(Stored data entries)
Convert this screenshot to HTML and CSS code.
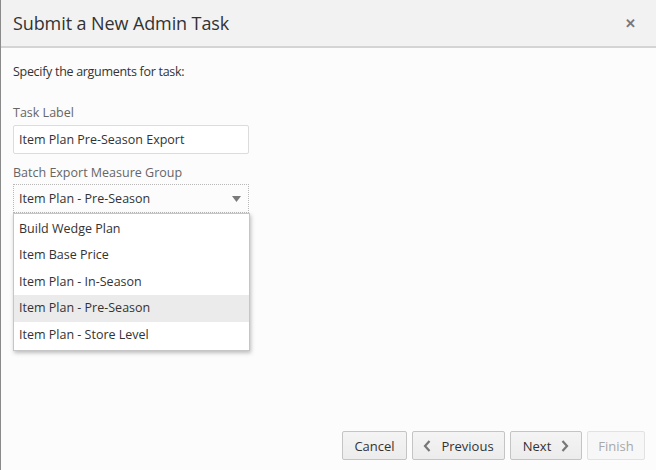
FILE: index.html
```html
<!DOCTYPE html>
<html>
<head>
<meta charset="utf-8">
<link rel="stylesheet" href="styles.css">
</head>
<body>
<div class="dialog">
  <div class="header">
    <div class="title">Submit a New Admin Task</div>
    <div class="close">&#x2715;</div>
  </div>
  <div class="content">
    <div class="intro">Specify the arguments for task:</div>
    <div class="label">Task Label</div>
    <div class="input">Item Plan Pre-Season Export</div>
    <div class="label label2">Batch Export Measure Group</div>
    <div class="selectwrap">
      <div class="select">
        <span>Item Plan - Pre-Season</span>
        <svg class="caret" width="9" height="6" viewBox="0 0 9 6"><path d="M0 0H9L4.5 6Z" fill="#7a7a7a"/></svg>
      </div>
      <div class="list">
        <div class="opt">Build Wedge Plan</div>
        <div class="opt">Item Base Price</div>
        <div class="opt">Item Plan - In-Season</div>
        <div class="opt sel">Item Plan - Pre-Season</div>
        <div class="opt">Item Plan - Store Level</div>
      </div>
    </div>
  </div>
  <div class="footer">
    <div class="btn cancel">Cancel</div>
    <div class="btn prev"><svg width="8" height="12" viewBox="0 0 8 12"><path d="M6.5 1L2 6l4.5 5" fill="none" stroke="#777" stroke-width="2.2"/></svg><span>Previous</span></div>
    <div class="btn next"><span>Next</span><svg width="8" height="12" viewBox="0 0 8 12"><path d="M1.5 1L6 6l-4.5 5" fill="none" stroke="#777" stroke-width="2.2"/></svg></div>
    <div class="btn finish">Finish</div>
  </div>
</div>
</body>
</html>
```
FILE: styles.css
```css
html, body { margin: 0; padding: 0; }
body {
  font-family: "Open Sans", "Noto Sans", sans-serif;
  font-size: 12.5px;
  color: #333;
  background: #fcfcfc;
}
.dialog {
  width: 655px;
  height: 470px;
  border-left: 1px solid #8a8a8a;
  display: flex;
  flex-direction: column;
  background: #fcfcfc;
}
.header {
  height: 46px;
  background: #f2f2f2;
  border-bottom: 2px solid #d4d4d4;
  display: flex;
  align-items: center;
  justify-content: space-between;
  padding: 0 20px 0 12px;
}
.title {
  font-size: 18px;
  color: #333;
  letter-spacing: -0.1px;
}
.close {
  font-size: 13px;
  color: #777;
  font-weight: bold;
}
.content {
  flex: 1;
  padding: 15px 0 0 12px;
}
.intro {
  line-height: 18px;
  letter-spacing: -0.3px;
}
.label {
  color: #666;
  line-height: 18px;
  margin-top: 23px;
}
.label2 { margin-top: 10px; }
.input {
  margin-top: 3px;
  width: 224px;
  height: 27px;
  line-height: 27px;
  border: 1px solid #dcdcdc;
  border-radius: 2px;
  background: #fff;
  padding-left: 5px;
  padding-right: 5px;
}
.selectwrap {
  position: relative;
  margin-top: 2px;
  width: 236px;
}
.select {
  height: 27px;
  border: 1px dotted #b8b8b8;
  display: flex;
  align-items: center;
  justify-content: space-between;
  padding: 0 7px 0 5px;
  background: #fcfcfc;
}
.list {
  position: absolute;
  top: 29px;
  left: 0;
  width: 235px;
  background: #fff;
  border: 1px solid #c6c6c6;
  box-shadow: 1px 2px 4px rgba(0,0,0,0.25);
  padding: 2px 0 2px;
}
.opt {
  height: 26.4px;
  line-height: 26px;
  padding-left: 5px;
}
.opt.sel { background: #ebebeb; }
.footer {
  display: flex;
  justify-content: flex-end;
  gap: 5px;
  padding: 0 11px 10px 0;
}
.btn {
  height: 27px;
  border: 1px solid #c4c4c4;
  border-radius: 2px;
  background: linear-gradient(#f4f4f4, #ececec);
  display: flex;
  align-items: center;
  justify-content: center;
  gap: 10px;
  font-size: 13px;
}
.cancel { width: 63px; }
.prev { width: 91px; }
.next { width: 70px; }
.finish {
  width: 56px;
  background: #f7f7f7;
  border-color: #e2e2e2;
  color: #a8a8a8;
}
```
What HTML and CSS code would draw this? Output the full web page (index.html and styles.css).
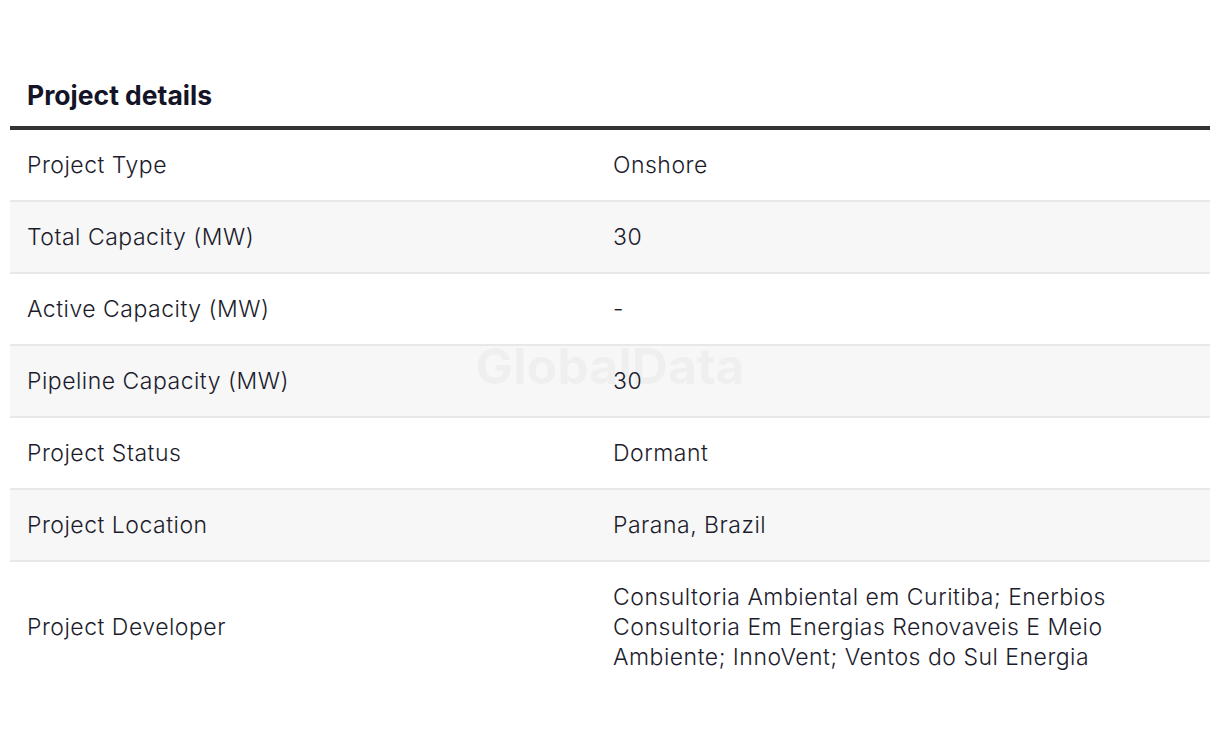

■ What you need to do: Only the number is required: the count of lines containing the word "code".

■ Written answer: 2